When they told me that Abbie needed to be awake for six hours prior to yesterday's EEG test, I promptly scheduled an afternoon appointment. I figured it would be a lot easier (on me) to keep her awake between 7am and 1 pm than between 3 and 9 am. We had a few moments of close-calls, but managed to keep her eyes open until we arrived at the hospital at 1:30.

They needed to hook her up, get some readings while she was awake, and then some after she'd fallen asleep. Piece of cake -- or not. We finally unhooked her at 4pm, without her ever having shut her eyes! That girl....every little sound from the hallway caught her attention. Water running through the pipes, a door closing, the boy next door in Xray wailing because he had a broken arm.

I asked the tech if we would need to come back to redo it to get sleep readings, and she said she didn't think so.

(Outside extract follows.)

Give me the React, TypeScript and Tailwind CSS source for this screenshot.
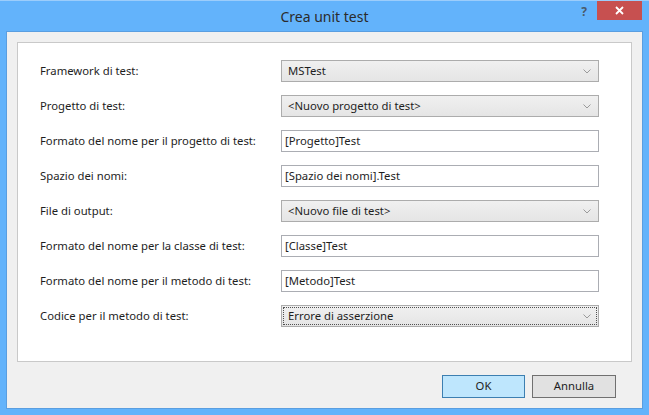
import React from 'react';

type Row = { label: string; value: string; kind: 'combo' | 'text'; focused?: boolean };

const rows: Row[] = [
  { label: 'Framework di test:', value: 'MSTest', kind: 'combo' },
  { label: 'Progetto di test:', value: '<Nuovo progetto di test>', kind: 'combo' },
  { label: 'Formato del nome per il progetto di test:', value: '[Progetto]Test', kind: 'text' },
  { label: 'Spazio dei nomi:', value: '[Spazio dei nomi].Test', kind: 'text' },
  { label: 'File di output:', value: '<Nuovo file di test>', kind: 'combo' },
  { label: 'Formato del nome per la classe di test:', value: '[Classe]Test', kind: 'text' },
  { label: 'Formato del nome per il metodo di test:', value: '[Metodo]Test', kind: 'text' },
  { label: 'Codice per il metodo di test:', value: 'Errore di asserzione', kind: 'combo', focused: true },
];

const Chevron = () => (
  <svg width="8" height="5" viewBox="0 0 8 5" className="shrink-0">
    <path d="M0.5 0.5 L4 4 L7.5 0.5" fill="none" stroke="#9a9a9a" strokeWidth="1" />
  </svg>
);

const Field = ({ row }: { row: Row }) => {
  if (row.kind === 'text') {
    return (
      <div className="w-[318px] h-[22px] border border-[#abadb3] bg-white flex items-center pl-[3px] text-[11.3px] text-[#1e1e1e]">
        {row.value}
      </div>
    );
  }
  return (
    <div className="w-[318px] h-[22px] border border-[#acacac] bg-gradient-to-b from-[#f0f0f0] to-[#e5e5e5] p-[1px] flex">
      <div
        className={
          'flex-1 flex items-center justify-between pl-[4px] pr-[5px] text-[11.3px] text-[#1e1e1e] ' +
          (row.focused ? 'border border-dotted border-[#505050]' : 'border border-transparent')
        }
      >
        <span>{row.value}</span>
        <Chevron />
      </div>
    </div>
  );
};

const App: React.FC = () => {
  return (
    <div
      className="w-[649px] h-[415px] bg-[#63b3fb] border-t border-[#9ccdfb] flex flex-col overflow-hidden"
      style={{ fontFamily: '"Noto Sans", "Open Sans", sans-serif' }}
    >
      {/* title bar */}
      <div className="h-[30px] grid grid-cols-[1fr_auto_1fr]">
        <div />
        <div className="pt-[5px] text-[14px] text-[#2b2b2b]">Crea unit test</div>
        <div className="flex justify-end items-start">
          <span className="mt-[5px] mr-[10px] text-[12px] font-bold text-[#4a5a6a] leading-none">?</span>
          <button className="w-[45px] h-[19px] bg-[#c75050] flex items-center justify-center mr-[7px]">
            <svg width="9" height="9" viewBox="0 0 9 9">
              <path d="M1 1 L8 8 M8 1 L1 8" stroke="#ffffff" strokeWidth="1.8" />
            </svg>
          </button>
        </div>
      </div>

      {/* client area */}
      <div className="mx-[6px] mb-[6px] flex-1 border border-[#5a9ee0] bg-[#f0f0f0] flex flex-col px-[10px] pt-[10px]">
        <div className="h-[320px] border border-[#c9c9c9] bg-white pl-[22px] pt-[17px] flex flex-col gap-[13px]">
          {rows.map((r) => (
            <div key={r.label} className="flex items-center h-[22px]">
              <div className="w-[241px] text-[11.3px] text-[#1e1e1e]">{r.label}</div>
              <Field row={r} />
            </div>
          ))}
        </div>
        <div className="flex justify-end gap-[7px] mt-[13px] pr-[16px]">
          <button className="w-[83px] h-[23px] border border-[#3c7fb1] bg-[#bee6fd] text-[11.3px] text-[#1e1e1e]">
            OK
          </button>
          <button className="w-[84px] h-[23px] border border-[#707070] bg-[#e1e1e1] text-[11.3px] text-[#1e1e1e]">
            Annulla
          </button>
        </div>
      </div>
    </div>
  );
};

export default App;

Her answer basically told me the results of the test, but I thought I'd have to wait at least a week to hear the official results from the neurologist.

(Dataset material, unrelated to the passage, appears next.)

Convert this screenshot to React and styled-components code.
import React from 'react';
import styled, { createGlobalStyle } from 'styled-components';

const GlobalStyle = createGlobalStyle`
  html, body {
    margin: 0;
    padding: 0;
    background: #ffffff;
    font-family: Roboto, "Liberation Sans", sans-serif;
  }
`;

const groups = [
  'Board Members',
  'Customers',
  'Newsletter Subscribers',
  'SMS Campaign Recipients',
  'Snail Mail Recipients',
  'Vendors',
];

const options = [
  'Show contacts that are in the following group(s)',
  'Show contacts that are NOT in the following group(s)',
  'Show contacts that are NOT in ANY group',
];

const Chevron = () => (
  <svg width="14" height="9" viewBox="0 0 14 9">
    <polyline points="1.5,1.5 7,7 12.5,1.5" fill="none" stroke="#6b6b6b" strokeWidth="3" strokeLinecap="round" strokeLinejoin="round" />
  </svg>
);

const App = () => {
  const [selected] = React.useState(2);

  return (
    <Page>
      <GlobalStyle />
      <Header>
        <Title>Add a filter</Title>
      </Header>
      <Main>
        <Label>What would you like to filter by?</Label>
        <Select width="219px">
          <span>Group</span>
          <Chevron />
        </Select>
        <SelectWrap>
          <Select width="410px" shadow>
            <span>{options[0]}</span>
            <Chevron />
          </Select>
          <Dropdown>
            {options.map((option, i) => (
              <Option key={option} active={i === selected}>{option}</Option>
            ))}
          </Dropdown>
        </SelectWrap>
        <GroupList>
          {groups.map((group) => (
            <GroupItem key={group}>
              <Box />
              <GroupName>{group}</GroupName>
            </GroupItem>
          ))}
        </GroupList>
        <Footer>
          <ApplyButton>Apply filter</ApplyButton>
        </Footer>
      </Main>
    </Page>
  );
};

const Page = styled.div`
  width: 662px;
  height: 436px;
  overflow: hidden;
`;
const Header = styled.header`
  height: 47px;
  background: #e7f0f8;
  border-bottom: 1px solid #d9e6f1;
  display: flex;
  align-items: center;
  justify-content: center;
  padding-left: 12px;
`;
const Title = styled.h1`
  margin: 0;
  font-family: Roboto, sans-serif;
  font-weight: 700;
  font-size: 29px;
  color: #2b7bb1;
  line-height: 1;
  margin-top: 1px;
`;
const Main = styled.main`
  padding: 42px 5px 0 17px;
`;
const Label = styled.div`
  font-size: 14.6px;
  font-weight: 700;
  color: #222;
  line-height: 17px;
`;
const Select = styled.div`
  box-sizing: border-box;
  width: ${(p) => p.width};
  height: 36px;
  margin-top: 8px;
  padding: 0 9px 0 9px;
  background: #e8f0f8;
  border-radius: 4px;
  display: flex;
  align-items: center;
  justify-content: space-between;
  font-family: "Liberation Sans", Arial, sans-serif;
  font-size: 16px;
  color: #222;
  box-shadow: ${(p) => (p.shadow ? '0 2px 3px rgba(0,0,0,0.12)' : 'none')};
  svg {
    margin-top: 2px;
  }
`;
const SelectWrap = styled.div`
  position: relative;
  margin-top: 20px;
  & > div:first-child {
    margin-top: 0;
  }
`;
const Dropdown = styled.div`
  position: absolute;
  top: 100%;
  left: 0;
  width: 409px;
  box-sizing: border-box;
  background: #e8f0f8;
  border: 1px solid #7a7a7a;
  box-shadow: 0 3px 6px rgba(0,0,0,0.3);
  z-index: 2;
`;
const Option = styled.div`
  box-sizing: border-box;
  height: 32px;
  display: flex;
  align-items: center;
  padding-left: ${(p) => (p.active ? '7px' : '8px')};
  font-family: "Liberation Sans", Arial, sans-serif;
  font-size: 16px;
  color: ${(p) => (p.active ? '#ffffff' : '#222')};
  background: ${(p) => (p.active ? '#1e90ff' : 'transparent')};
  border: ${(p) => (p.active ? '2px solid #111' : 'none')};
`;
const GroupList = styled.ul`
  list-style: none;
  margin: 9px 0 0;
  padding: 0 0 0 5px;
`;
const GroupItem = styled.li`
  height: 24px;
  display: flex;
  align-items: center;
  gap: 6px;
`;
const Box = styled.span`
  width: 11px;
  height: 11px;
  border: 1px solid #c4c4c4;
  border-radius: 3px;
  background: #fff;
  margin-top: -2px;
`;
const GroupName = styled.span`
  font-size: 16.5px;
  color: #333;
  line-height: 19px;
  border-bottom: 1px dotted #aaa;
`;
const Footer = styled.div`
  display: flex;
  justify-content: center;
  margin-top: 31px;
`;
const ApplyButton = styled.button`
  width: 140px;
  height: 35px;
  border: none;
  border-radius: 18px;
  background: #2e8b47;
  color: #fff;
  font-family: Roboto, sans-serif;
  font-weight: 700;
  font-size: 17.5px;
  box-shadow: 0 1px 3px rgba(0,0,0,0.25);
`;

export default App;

After returning home from my taxi-mom duties later that evening, there was already a message on the machine from Dr. Y, the neurologist, explaining that there was seizure activity noted on the EEG, and that we should not move forward with weaning Abbie off of her medication.

A couple years ago this news would have crushed me. From the beginning of this journey, getting off of medications, or not needing new ones, was a sign of progress, a way for Abbie to show she is worthy of the investment of time, energy, and yes - -money, that it takes to help a brain-injured person recover. She has many more ways to make her case now!

Every time she looked around to find the source of the sleep-stealing noise, as I watched her brows furrow in concern and empathy for the injured boy, and as I watched her grin at the tech who took the leads off her head I realized that THESE were the EEG results I was truly interested in. We hadn't been in that room for 3 years, and Abbie is a much different girl now. I can accept the seizure activity as new circuits in her brain bump up against the scarring that protected her brain after the injury. I can live with giving her a medication twice a day, and I will stomach writing its name on every medical document, if in exchange I get a happy, bright, smiley engaged girl. I think we've gotten a good deal.

To quote a dear friend: "Onward and Upward!!"